Activities Highlight Library Partnership
A series of activities today at the Library of Congress will celebrate a new partnership with the National Literary Society of the Deaf and the Center for the Book. Leaders from both organizations say that the new partnership will make way for projects and initiatives that raise reading awareness in the deaf community. [IMGCAP(1)]
“The notion is to help organizations develop projects that promote reading … we facilitate projects for each of these partners,” said John Cole, director of the Center for the Book. “Working with the deaf organizations to promote reading in their community also enables us to draw them into our community.”
Cole said the partnership was formed from a series of talks with leaders in the deaf community, beginning last year when organizations celebrated the first Deaf History Month Program held at the Library of Congress.
Today’s event will feature talks from Ricardo Lopez, president of the National Literary Society of the Deaf, Robert Davila, president of Gallaudet University and Nancy Block, chief executive officer of the National Association of the Deaf.
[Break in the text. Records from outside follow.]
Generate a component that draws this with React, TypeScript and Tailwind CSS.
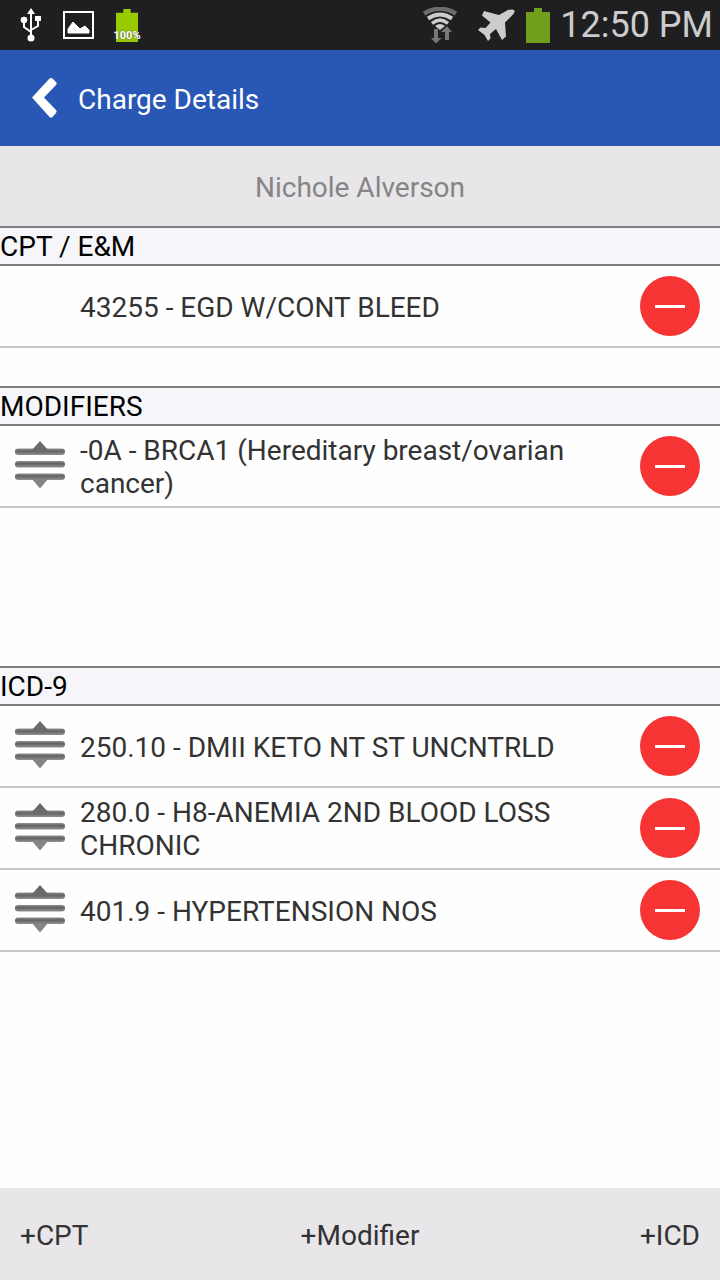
import React, { useState } from 'react';

interface ChargeItem {
  id: string;
  label: string;
}

const initialCpt: ChargeItem[] = [{ id: 'cpt-43255', label: '43255 - EGD W/CONT BLEED' }];

const initialModifiers: ChargeItem[] = [
  { id: 'mod-0a', label: '-0A - BRCA1 (Hereditary breast/ovarian cancer)' },
];

const initialIcd: ChargeItem[] = [
  { id: 'icd-250.10', label: '250.10 - DMII KETO NT ST UNCNTRLD' },
  { id: 'icd-280.0', label: '280.0 - H8-ANEMIA 2ND BLOOD LOSS CHRONIC' },
  { id: 'icd-401.9', label: '401.9 - HYPERTENSION NOS' },
];

const UsbIcon = () => (
  <svg width="22" height="34" viewBox="0 0 22 34" fill="none" stroke="#fff" strokeWidth="2" aria-hidden="true">
    <path d="M11 4v26M4 14v5l7 5M18 12v6l-7 4" />
    <path d="M11 0l4 6H7z" fill="#fff" stroke="none" />
    <circle cx="4" cy="12" r="3.3" fill="#fff" stroke="none" />
    <path d="M15 8h6v5h-6z" fill="#fff" stroke="none" />
    <circle cx="11" cy="30" r="3.5" fill="#fff" stroke="none" />
  </svg>
);

const PictureIcon = () => (
  <svg width="31" height="28" viewBox="0 0 31 28" aria-hidden="true">
    <path d="M1 1h29v26H1z" fill="none" stroke="#fff" strokeWidth="2" />
    <path d="M5 22v-4l5-7 5 5 2 2 5-3 4 4v3z" fill="#fff" stroke="#fff" strokeLinejoin="round" />
  </svg>
);

const WifiIcon = () => (
  <svg width="34" height="36" viewBox="0 0 34 36" fill="none" aria-hidden="true">
    <path d="M1 6.5Q17-3 33 6.5" stroke="#6c6c6c" strokeWidth="4.5" />
    <path d="M5 11.5Q17 3.5 29 11.5" stroke="#ccc" strokeWidth="4" />
    <path d="M9 16.3Q17 10 25 16.3" stroke="#ccc" strokeWidth="3.5" />
    <path d="M12 19Q17 15 22 19l-5 4z" fill="#ccc" />
    <path d="M11 22h4v9h3.5L13 36.5 8 31h3z" fill="#777" />
    <path d="M22 33h4v-8h3l-5-6-6 6h4z" fill="#777" />
  </svg>
);

const PlaneIcon = () => (
  <svg width="38" height="32" viewBox="0 0 38 32" fill="#ccc" aria-hidden="true">
    <path d="M37 1c1 1 .5 3-1 4.500l-8 8 1 14-4 3.500-6-11-6 5 .5 4.500-2.500 2.500-3.500-6L1 21l2.500-2.500 5 .5 5-5.500L5 6.500 7 2l15 4 8-4.500c2-1 6-1.500 7-.5z" />
  </svg>
);

const BatteryIcon = ({ color, width, height }: { color: string; width: number; height: number }) => (
  <svg width={width} height={height} viewBox="0 0 24 35" preserveAspectRatio="none" aria-hidden="true">
    <path d="M8 0h8v4h8v31H0V4h8z" fill={color} />
  </svg>
);

const BackIcon = () => (
  <svg width="26" height="42" viewBox="0 0 26 42" aria-hidden="true">
    <path d="M0 20.500L17.500 1.500q1.500-1 3 0l3.500 3.500q1.500 1.500 0 3L12 20.500 24 33q1.500 1.500 0 3l-3.500 4q-1.500 1.500-3 0z" fill="#fff" />
  </svg>
);

const DragIcon = () => (
  <svg width="50" height="52" viewBox="0 0 50 52" aria-hidden="true">
    <defs>
      <linearGradient id="bar" x1="0" y1="0" x2="0" y2="1">
        <stop offset="0" stopColor="#909090" />
        <stop offset="0.4" stopColor="#626262" />
        <stop offset="1" stopColor="#929292" />
      </linearGradient>
    </defs>
    <rect y="8.5" width="50" height="6.5" rx="3.2" fill="url(#bar)" />
    <path d="M17 10l8-9 8 9-4 3h-8z" fill="#6a6a6a" />
    <rect y="21" width="50" height="6.5" rx="3.2" fill="url(#bar)" />
    <rect y="33.5" width="50" height="6.5" rx="3.2" fill="url(#bar)" />
    <path d="M17 39h16l-8 9.5z" fill="#858585" />
  </svg>
);

const StatusBar = () => (
  <div className="flex h-[50px] items-center justify-between bg-[#1f1f21] pl-5 pr-[7px]">
    <div className="flex items-center gap-[21px]">
      <UsbIcon />
      <PictureIcon />
      <div className="relative flex w-6 justify-center">
        <BatteryIcon color="#99cc00" width={22} height={33} />
        <span className="absolute bottom-0 text-[11px] leading-3 font-bold text-white [text-shadow:0_0_2px_#555]">
          100%
        </span>
      </div>
    </div>
    <div className="flex items-center">
      <WifiIcon />
      <div className="ml-5 mr-[10px] flex items-center gap-[11px]">
        <PlaneIcon />
        <BatteryIcon color="#709f1b" width={24} height={35} />
      </div>
      <span className="text-[36px] leading-[50px] text-[#ccc]">12:50 PM</span>
    </div>
  </div>
);

interface ChargeRowProps {
  item: ChargeItem;
  sortable?: boolean;
  onRemove: (id: string) => void;
}

const ChargeRow: React.FC<ChargeRowProps> = ({ item, sortable, onRemove }) => (
  <li className="flex min-h-[82px] items-center border-b-2 border-[#c8c8c8] pr-5">
    <div className="flex w-20 shrink-0 justify-center">
      {sortable && (
        <button type="button" aria-label={`Move ${item.label}`}>
          <DragIcon />
        </button>
      )}
    </div>
    <span className="flex-1 pt-0.5 text-[28px] leading-[33px] text-[#333]">{item.label}</span>
    <button
      type="button"
      onClick={() => onRemove(item.id)}
      aria-label={`Remove ${item.label}`}
      className="ml-2 flex size-[60px] shrink-0 items-center justify-center rounded-full bg-[#f63434]"
    >
      <span className="h-[3px] w-[30px] bg-white" />
    </button>
  </li>
);

interface SectionProps {
  title: string;
  items: ChargeItem[];
  sortable?: boolean;
  onRemove: (id: string) => void;
}

const Section: React.FC<SectionProps> = ({ title, items, sortable, onRemove }) => (
  <section>
    <h2 className="border-y-2 border-[#808080] bg-[#f6f5f9] pt-0.5 text-[28px] leading-[34px] text-black">{title}</h2>
    <ul>
      {items.map(item => (
        <ChargeRow key={item.id} item={item} sortable={sortable} onRemove={onRemove} />
      ))}
    </ul>
  </section>
);

const App: React.FC = () => {
  const [cpt, setCpt] = useState(initialCpt);
  const [modifiers, setModifiers] = useState(initialModifiers);
  const [icd, setIcd] = useState(initialIcd);

  const without = (id: string) => (items: ChargeItem[]) => items.filter(item => item.id !== id);

  return (
    <div className="flex min-h-screen flex-col bg-[#fefefe] font-[Roboto,sans-serif]">
      <StatusBar />

      {/* Header */}
      <header className="flex h-24 items-center gap-5 bg-[#2857b5] pl-8">
        <button type="button" aria-label="Back">
          <BackIcon />
        </button>
        <h1 className="pt-1 text-[28px] leading-9 text-white">Charge Details</h1>
      </header>

      <div className="flex h-20 items-center justify-center bg-[#e8e6e9] pt-1 text-[28px] text-[#858585]">
        Nichole Alverson
      </div>

      {/* Charges */}
      <main className="flex-1">
        <Section title="CPT / E&M" items={cpt} onRemove={id => setCpt(without(id))} />
        <div className="mt-[38px] mb-[158px]">
          <Section title="MODIFIERS" items={modifiers} sortable onRemove={id => setModifiers(without(id))} />
        </div>
        <Section title="ICD-9" items={icd} sortable onRemove={id => setIcd(without(id))} />
      </main>

      {/* Actions */}
      <footer className="grid h-[92px] grid-cols-3 items-center bg-[#e8e6e9] px-5 pt-1 text-[28px] text-[#333]">
        <button type="button" className="justify-self-start">+CPT</button>
        <button type="button" className="justify-self-center">+Modifier</button>
        <button type="button" className="justify-self-end">+ICD</button>
      </footer>
    </div>
  );
};

export default App;
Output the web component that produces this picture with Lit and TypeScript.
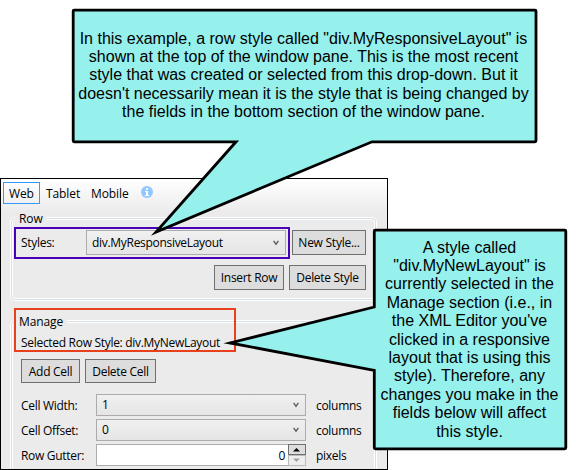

Other speakers include Diana Gates, reference and instruction librarian at Gallaudet University Library and Gina Cooper, executive director of the D.C. Public Library.
“This partnership with the Center for the Book is important for the deaf community because of its diversity,” Lopez said. “The NLSD is looking forward to forg[ing] collaborative efforts with libraries all over the country, to develop strategies for interested organizations in local communities.”
The PBS film documentary “Through Deaf Eyes” will be shown at today’s event. Filmmakers say the documentary is the first comprehensive film on deaf history. Karen Kenton, the film’s executive producer, said an exhibit from Gallaudet University in 2001 inspired the project.
“We wanted to broaden people’s concept of what is normal,” Kenton said. “There’s [not just] one way of being deaf.”
The film tells a variety of stories and touches some of the most fundamental issues facing the deaf community, including how technology contributed to social change for deaf people and the arguments on how deaf children should be educated.
The event at the Library of Congress includes a tour of the Thomas Jefferson Building and an unveiling of three new directories that will be made available in public libraries. “Deaf Community Contacts @ your library,” “Speakers and Storytellers Sign @ your library” and “Books About and By Deaf Persons @ your library” are being developed by Alice Hagemeyer, founder and president of Friends of Libraries for Deaf.
“The directories would provide resources to libraries in their efforts to promote deaf culture, books and literacy,” Hagemeyer said.
The NLSD was established in 1907, when 28 deaf people who wanted to further their education attended a meeting at an Episcopal church in Washington, D.C. Today, the group boasts 2,000 organizations and individuals.
The Center for the Book in the Library of Congress partners with more than 80 organizations to promote reading, libraries and literacy.
“Reading for pleasure is decreasing in our country, so we have events to highlight the importance of reading for individual fulfillment,” Cole said.
Cole said the Center for the Book brings together organizations to develop projects to promote literacy.
“The whole purpose for the center is that there is a link between reading, literacy and democracy,” Cole said.
The event, sponsored by the Friends of Libraries for Deaf Action and the Library of Congress Deaf Association, is free and open to the public. The first part of the program will begin at 11 a.m. in the West Dining Room on the sixth floor of the James Madison Building.